## DIRECTION
Retype exactly what runs from the first line of the data to the line with "const toPoints = (raw, ox)", keeping both of those lines and skipping pictures.

## SOURCE EXCERPT
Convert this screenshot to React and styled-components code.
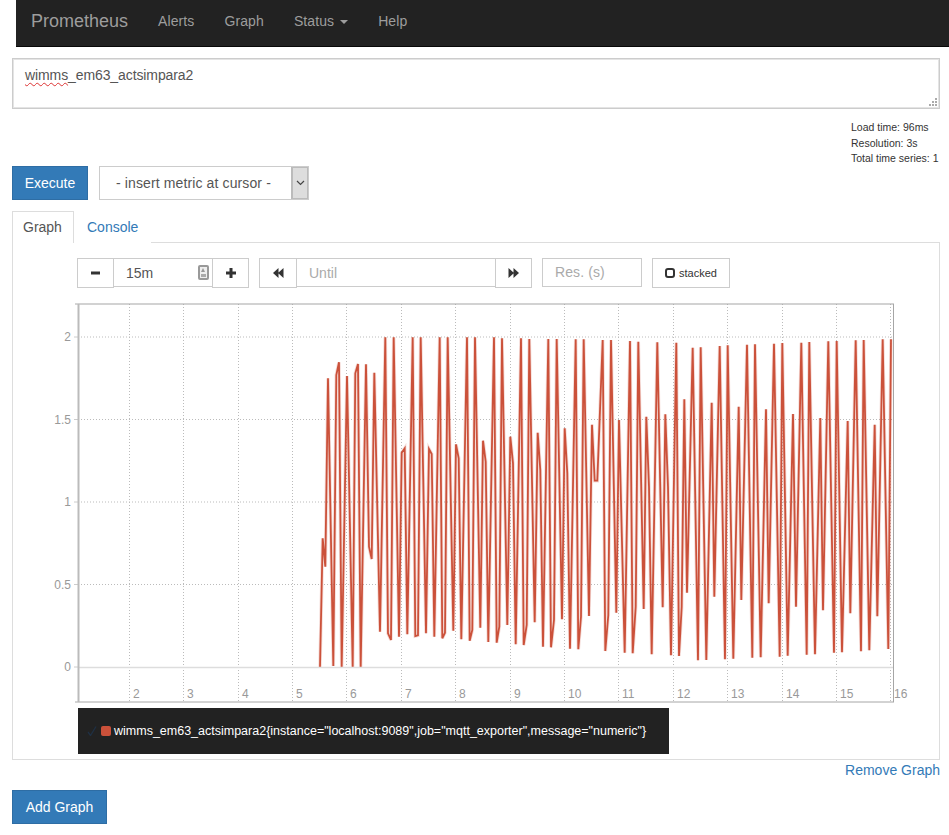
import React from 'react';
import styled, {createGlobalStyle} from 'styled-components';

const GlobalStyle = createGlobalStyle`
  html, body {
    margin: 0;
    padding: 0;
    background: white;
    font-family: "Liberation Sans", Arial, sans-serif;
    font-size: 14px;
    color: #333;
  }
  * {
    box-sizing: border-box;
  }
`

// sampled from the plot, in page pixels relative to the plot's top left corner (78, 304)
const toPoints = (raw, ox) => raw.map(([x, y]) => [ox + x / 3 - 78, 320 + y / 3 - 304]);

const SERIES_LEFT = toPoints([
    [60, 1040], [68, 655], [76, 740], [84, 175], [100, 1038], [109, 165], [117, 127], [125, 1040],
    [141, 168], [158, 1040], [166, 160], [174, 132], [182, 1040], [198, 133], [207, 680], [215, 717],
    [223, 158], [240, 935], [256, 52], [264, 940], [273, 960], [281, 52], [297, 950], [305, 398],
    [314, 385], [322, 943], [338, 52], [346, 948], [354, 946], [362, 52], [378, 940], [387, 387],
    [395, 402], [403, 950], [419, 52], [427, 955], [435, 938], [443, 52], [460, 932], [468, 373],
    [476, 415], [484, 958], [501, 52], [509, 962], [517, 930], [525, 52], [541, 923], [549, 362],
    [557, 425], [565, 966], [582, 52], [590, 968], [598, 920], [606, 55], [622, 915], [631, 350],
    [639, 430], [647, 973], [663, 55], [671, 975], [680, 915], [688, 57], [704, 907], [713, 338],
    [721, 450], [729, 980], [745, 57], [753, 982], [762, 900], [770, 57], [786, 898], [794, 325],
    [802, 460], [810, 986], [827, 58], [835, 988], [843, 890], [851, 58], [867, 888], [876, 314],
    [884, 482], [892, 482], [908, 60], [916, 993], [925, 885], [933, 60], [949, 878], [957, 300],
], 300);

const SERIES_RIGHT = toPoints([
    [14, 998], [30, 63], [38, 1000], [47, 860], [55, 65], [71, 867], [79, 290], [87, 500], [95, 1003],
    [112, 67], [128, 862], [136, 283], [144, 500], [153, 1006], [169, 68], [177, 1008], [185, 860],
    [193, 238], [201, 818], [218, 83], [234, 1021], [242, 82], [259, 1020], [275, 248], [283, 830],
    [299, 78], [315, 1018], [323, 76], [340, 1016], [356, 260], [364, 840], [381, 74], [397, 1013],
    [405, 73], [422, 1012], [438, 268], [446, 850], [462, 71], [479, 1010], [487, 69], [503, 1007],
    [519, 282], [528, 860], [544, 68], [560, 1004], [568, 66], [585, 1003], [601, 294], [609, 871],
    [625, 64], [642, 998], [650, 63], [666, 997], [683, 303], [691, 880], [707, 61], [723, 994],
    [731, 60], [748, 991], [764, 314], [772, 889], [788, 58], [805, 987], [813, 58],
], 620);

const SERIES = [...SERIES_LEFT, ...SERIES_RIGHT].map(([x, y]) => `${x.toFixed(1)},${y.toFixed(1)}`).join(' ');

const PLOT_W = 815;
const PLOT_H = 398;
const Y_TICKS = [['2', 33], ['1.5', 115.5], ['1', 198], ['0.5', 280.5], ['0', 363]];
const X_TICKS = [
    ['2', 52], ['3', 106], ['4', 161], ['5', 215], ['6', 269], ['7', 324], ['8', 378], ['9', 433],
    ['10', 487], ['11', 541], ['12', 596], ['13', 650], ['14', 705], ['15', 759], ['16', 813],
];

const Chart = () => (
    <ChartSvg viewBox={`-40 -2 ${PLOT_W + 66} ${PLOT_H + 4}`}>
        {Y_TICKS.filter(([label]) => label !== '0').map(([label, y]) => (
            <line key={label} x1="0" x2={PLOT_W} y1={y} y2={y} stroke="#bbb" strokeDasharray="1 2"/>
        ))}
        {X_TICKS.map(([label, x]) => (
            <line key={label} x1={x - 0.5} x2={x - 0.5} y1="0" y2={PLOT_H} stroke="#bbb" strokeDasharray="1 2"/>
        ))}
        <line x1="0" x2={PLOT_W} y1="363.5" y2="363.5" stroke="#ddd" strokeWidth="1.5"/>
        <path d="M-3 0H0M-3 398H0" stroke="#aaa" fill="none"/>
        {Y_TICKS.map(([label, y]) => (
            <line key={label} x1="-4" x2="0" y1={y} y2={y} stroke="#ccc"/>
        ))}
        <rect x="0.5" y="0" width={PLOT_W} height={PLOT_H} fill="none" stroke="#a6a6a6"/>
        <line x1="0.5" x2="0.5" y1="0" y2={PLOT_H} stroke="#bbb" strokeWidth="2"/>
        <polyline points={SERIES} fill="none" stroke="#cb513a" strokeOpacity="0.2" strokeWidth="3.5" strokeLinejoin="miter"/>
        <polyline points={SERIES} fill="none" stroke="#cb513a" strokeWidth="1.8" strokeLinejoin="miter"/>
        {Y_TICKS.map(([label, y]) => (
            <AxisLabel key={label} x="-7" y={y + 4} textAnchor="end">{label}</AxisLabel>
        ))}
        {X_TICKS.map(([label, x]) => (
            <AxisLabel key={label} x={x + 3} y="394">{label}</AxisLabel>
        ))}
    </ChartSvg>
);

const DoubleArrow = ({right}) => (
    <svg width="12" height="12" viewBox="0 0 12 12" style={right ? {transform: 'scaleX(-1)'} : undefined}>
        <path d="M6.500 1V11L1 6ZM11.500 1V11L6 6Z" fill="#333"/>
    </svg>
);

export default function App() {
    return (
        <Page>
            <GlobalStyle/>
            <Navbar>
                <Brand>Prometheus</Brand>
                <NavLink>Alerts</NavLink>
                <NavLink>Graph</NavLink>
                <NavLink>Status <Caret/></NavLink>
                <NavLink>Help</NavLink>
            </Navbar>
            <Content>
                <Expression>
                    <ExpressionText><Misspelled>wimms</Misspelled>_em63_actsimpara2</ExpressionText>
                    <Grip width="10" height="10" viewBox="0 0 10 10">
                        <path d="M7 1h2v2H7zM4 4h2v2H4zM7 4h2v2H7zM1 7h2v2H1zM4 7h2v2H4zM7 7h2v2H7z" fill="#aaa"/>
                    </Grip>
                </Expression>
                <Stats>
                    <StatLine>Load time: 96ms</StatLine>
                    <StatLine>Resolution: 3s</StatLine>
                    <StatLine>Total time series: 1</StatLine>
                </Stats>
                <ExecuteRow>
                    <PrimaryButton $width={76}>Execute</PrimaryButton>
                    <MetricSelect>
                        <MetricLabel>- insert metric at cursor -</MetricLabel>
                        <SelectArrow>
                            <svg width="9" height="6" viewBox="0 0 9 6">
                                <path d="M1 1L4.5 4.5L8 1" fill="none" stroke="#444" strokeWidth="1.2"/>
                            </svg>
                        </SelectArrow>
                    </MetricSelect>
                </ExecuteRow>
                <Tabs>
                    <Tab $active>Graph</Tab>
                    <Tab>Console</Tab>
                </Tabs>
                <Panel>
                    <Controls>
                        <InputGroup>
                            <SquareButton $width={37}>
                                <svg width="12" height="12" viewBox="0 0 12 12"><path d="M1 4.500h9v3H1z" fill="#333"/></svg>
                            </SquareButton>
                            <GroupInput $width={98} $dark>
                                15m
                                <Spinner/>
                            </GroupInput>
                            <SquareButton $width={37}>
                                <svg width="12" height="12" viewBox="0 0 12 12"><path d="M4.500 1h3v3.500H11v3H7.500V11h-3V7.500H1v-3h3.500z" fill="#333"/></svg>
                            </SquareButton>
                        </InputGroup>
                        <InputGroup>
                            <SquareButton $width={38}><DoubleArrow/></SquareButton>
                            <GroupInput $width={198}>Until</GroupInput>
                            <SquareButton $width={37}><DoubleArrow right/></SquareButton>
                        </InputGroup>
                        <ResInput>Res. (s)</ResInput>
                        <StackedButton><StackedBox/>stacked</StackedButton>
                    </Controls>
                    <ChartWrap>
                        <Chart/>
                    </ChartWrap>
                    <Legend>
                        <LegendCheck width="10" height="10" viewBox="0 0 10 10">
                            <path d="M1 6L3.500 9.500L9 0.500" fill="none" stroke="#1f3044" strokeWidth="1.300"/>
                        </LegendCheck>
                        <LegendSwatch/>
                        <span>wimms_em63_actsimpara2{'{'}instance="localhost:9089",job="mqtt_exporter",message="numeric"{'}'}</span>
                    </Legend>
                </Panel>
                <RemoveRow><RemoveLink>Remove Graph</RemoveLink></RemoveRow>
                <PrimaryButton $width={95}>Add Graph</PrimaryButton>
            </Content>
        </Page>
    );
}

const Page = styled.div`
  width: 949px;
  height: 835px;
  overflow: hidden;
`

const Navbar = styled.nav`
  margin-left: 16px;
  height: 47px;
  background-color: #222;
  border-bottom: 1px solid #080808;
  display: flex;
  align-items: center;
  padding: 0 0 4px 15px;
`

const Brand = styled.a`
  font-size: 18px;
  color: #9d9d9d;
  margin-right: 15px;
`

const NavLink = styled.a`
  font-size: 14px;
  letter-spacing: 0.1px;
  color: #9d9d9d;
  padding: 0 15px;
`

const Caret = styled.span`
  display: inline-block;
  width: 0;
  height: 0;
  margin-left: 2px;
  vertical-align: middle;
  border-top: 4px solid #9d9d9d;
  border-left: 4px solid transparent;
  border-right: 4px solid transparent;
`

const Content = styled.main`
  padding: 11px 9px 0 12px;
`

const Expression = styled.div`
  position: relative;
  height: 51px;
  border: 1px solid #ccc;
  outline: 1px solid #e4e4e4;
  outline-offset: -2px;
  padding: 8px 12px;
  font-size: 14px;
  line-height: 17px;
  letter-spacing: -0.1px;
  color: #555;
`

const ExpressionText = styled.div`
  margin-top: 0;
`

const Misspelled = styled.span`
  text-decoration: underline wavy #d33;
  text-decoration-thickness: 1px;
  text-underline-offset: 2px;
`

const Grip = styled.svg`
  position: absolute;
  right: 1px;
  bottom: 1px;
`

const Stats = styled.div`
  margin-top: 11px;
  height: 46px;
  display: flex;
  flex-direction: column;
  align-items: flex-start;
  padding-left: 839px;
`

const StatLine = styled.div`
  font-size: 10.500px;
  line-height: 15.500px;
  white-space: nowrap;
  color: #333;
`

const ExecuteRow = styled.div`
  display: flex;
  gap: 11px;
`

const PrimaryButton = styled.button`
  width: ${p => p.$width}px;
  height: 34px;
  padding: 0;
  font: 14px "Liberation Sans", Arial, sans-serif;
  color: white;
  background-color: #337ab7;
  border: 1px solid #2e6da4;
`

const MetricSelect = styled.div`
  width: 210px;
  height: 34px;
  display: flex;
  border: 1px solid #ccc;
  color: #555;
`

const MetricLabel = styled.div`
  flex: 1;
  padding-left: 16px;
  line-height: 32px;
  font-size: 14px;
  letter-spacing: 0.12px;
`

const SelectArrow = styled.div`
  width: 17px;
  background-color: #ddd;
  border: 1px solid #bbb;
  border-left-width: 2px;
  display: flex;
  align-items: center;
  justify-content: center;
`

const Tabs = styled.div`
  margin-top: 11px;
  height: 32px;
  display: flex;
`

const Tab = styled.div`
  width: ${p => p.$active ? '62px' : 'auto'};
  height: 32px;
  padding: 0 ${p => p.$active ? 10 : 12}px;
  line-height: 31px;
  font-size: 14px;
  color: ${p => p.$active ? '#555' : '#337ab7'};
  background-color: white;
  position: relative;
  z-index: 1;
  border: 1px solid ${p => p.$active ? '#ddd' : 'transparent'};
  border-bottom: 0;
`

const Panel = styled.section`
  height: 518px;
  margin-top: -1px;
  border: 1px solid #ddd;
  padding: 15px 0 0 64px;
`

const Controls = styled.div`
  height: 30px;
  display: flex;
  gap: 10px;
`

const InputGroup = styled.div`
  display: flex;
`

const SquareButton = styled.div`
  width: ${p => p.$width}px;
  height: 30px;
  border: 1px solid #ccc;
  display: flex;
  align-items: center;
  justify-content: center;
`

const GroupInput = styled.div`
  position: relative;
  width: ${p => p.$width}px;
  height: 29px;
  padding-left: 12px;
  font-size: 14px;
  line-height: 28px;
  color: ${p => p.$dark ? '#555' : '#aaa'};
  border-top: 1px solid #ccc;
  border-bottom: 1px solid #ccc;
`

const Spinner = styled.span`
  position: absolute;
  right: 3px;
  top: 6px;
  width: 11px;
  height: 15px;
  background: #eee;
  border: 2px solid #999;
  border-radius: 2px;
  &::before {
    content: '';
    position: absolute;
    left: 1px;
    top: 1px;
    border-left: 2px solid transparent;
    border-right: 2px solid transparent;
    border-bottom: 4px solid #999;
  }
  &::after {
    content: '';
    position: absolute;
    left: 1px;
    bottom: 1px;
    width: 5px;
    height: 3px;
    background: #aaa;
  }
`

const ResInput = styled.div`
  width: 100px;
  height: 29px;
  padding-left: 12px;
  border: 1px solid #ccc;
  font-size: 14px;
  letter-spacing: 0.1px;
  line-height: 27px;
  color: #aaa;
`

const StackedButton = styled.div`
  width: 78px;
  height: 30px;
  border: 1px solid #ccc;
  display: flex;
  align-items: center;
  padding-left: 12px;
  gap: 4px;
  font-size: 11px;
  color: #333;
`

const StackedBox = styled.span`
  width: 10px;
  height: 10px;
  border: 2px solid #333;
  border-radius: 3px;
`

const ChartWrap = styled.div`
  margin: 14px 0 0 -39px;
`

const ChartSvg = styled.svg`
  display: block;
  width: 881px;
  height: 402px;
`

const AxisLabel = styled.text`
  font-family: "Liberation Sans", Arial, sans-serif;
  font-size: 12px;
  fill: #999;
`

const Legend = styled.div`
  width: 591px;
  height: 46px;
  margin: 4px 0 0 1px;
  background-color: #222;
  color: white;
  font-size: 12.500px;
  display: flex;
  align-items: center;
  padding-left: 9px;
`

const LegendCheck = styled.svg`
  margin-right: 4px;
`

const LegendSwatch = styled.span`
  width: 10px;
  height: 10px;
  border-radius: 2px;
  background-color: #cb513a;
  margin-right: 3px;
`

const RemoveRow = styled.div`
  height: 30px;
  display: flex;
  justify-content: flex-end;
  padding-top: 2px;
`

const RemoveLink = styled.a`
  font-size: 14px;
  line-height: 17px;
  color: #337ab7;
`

## TASK OUTPUT
Convert this screenshot to React and styled-components code.
import React from 'react';
import styled, {createGlobalStyle} from 'styled-components';

const GlobalStyle = createGlobalStyle`
  html, body {
    margin: 0;
    padding: 0;
    background: white;
    font-family: "Liberation Sans", Arial, sans-serif;
    font-size: 14px;
    color: #333;
  }
  * {
    box-sizing: border-box;
  }
`

// sampled from the plot, in page pixels relative to the plot's top left corner (78, 304)
const toPoints = (raw, ox) => raw.map(([x, y]) => [ox + x / 3 - 78, 320 + y / 3 - 304]);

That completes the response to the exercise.